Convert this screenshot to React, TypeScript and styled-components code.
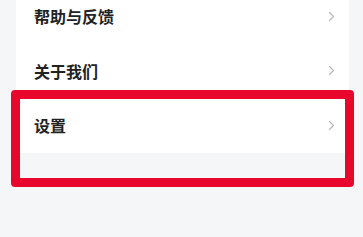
import styled, { createGlobalStyle } from "styled-components";

const GlobalStyle = createGlobalStyle`
  html, body {
    margin: 0;
    padding: 0;
    background: #f5f6f8;
    font-family: "Noto Sans CJK SC", "Noto Sans", sans-serif;
  }
`;

const Page = styled.div`
  position: relative;
  width: 363px;
  height: 237px;
  overflow: hidden;
  background: #f5f6f8;
`;

const Card = styled.div`
  margin: -11px 14px 0 16px;
  background: #ffffff;
  display: flex;
  flex-direction: column;
`;

const Row = styled.div`
  height: 54.5px;
  display: flex;
  align-items: center;
  justify-content: space-between;
  padding: 0 14px 0 18px;
`;

const Label = styled.span`
  font-size: 16px;
  font-weight: 600;
  color: #222222;
`;

const Chevron = styled.svg`
  width: 7px;
  height: 11px;
  color: #b8b8bc;
`;

// annotation frame drawn over the list
const Highlight = styled.div`
  position: absolute;
  left: 11px;
  top: 90px;
  width: 343px;
  height: 97px;
  box-sizing: border-box;
  border: 9px solid #e8062c;
  border-radius: 4px;
  pointer-events: none;
`;

const items = ["帮助与反馈", "关于我们", "设置"];

export default function App() {
  return (
    <>
      <GlobalStyle />
      <Page>
        <Card>
          {items.map((t) => (
            <Row key={t}>
              <Label>{t}</Label>
              <Chevron viewBox="0 0 7 11" fill="none">
                <path d="M1.5 1.5L5.5 5.5L1.5 9.5" stroke="currentColor" strokeWidth="1.2" strokeLinecap="round" strokeLinejoin="round" />
              </Chevron>
            </Row>
          ))}
        </Card>
        <Highlight />
      </Page>
    </>
  );
}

▶ PROBLEM REQUIREMENTS
Print the complete listing exactly as it stands, without its pictures.

▶ ANSWER FOR THIS EXERCISE
Convert this screenshot to React, TypeScript and styled-components code.
import styled, { createGlobalStyle } from "styled-components";

const GlobalStyle = createGlobalStyle`
  html, body {
    margin: 0;
    padding: 0;
    background: #f5f6f8;
    font-family: "Noto Sans CJK SC", "Noto Sans", sans-serif;
  }
`;

const Page = styled.div`
  position: relative;
  width: 363px;
  height: 237px;
  overflow: hidden;
  background: #f5f6f8;
`;

const Card = styled.div`
  margin: -11px 14px 0 16px;
  background: #ffffff;
  display: flex;
  flex-direction: column;
`;

const Row = styled.div`
  height: 54.5px;
  display: flex;
  align-items: center;
  justify-content: space-between;
  padding: 0 14px 0 18px;
`;

const Label = styled.span`
  font-size: 16px;
  font-weight: 600;
  color: #222222;
`;

const Chevron = styled.svg`
  width: 7px;
  height: 11px;
  color: #b8b8bc;
`;

// annotation frame drawn over the list
const Highlight = styled.div`
  position: absolute;
  left: 11px;
  top: 90px;
  width: 343px;
  height: 97px;
  box-sizing: border-box;
  border: 9px solid #e8062c;
  border-radius: 4px;
  pointer-events: none;
`;

const items = ["帮助与反馈", "关于我们", "设置"];

export default function App() {
  return (
    <>
      <GlobalStyle />
      <Page>
        <Card>
          {items.map((t) => (
            <Row key={t}>
              <Label>{t}</Label>
              <Chevron viewBox="0 0 7 11" fill="none">
                <path d="M1.5 1.5L5.5 5.5L1.5 9.5" stroke="currentColor" strokeWidth="1.2" strokeLinecap="round" strokeLinejoin="round" />
              </Chevron>
            </Row>
          ))}
        </Card>
        <Highlight />
      </Page>
    </>
  );
}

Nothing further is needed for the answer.